Published on May 20, 2020
With many cancer patients—especially blood cancer patients—thought to be more immunocompromised and vulnerable to infection, including from the coronavirus, there’s hesitancy to come into the hospital or clinic for visits with our doctors. There are even concerns about coming in for a blood test or scan to inform the discussion with our doctors. Fortunately, telemedicine is playing a role now, and my first experience was a positive one.
I am living with two blood cancers, chronic lymphocytic leukemia (CLL) and myelofibrosis. Before the pandemic hit, I received monthly infusions of immunoglobulin to boost my immune system and would get a blood draw at the same time for testing to monitor my status. That is all done at a nearby cancer clinic and not at the big cancer center down the highway. After each appointment, the data is entered into the center’s medical record system and alerts my doctors and nurses when it’s there.
This week, I felt comfortable getting the immunoglobulin infusion (IVIG) and the blood draw per usual, but with many precautions for me and the entire clinic staff. The following day I had my first telemedicine visit on my smartphone with Dr. Catriona Jamieson.

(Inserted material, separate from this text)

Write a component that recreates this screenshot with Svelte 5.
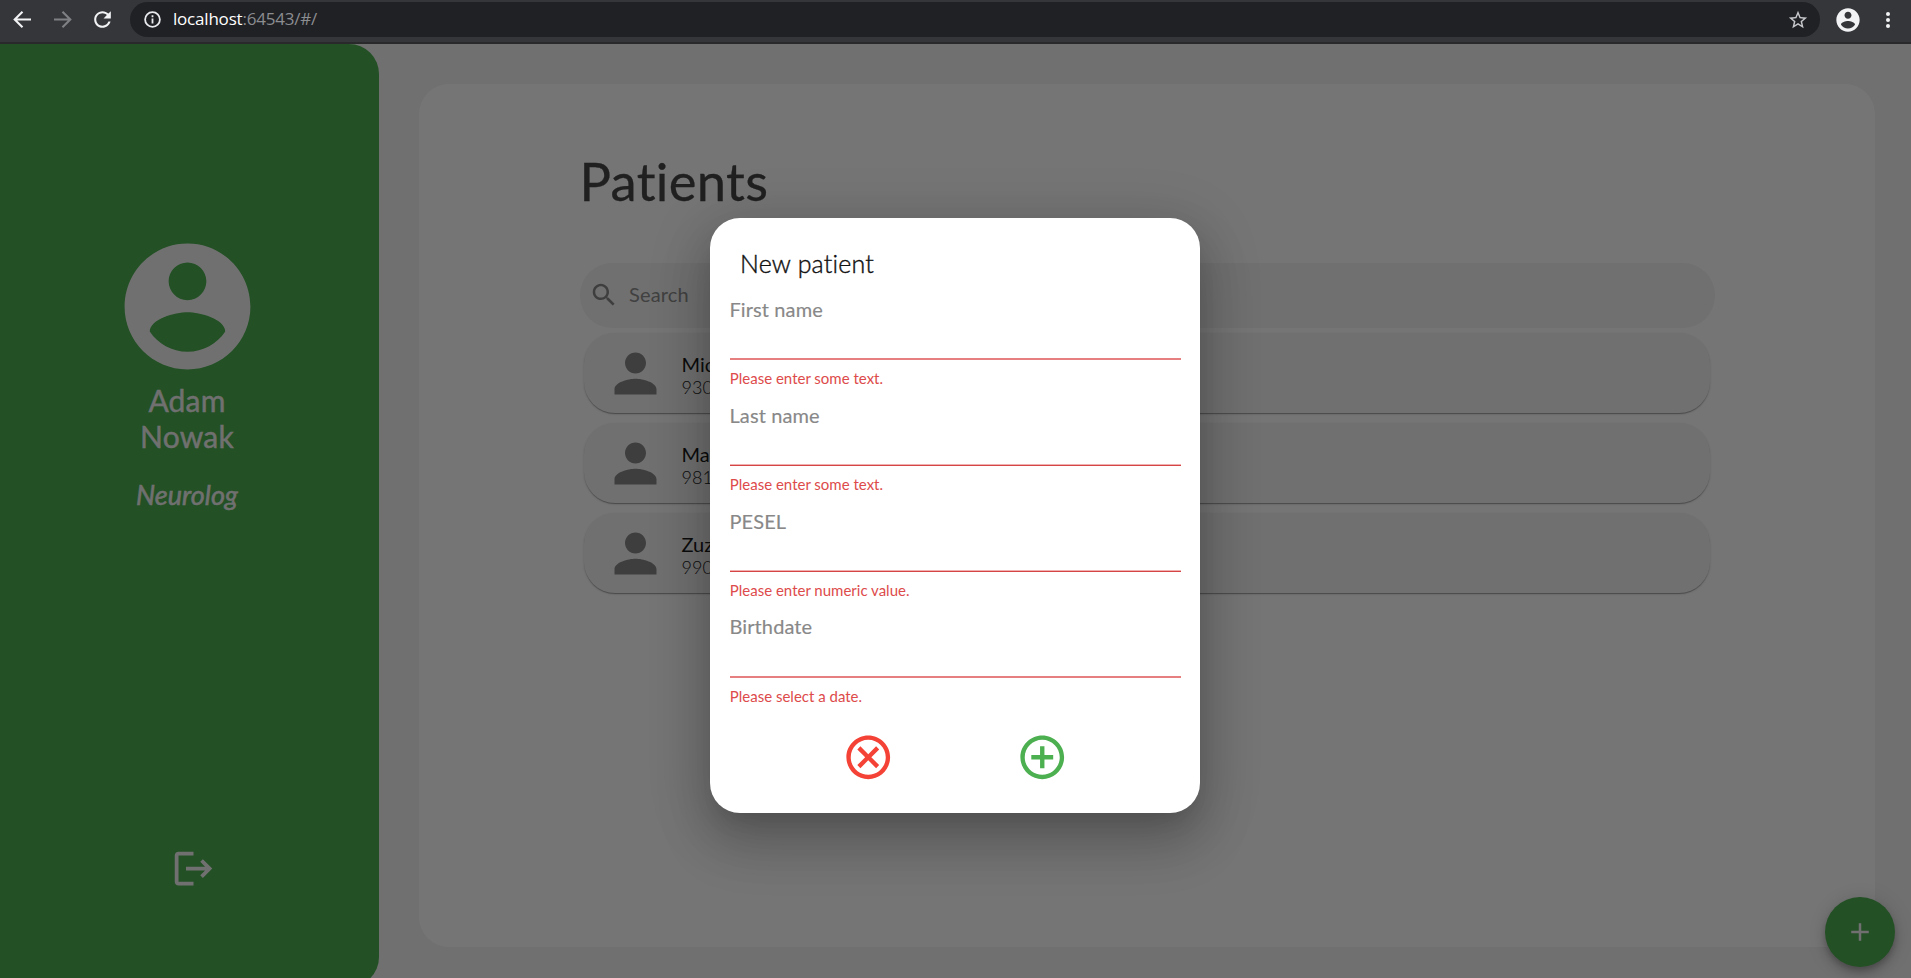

In advance of the appointment, an assistant called and instructed me how to prepare on the secure website and to e-sign various approval documents. A few minutes before the scheduled time, as instructed, I was holding my phone and on camera. Boom! Here comes Dr. J, and we were on a split screen just like CNN.
Dr. Jamieson had all my test results, as did I (from the MyChart portal), and we walked through them together as she explained what the results meant and pointed out trends. Fortunately, everything was positive. While she couldn’t listen to my heart or lungs or poke around to measure my spleen, we did cover a lot of ground. And she could see that I looked well. It was up close and personal and very efficient.
Next month, I will see some other doctors where physical contact is needed. I will be mindful of safety as they will too. But when they suggest a telemedicine visit, I will welcome it as a real improvement in doctor-patient contact in a digital age.
I believe, as we all get the hang of this, telemedicine is a great addition to the way we connect with our healthcare teams.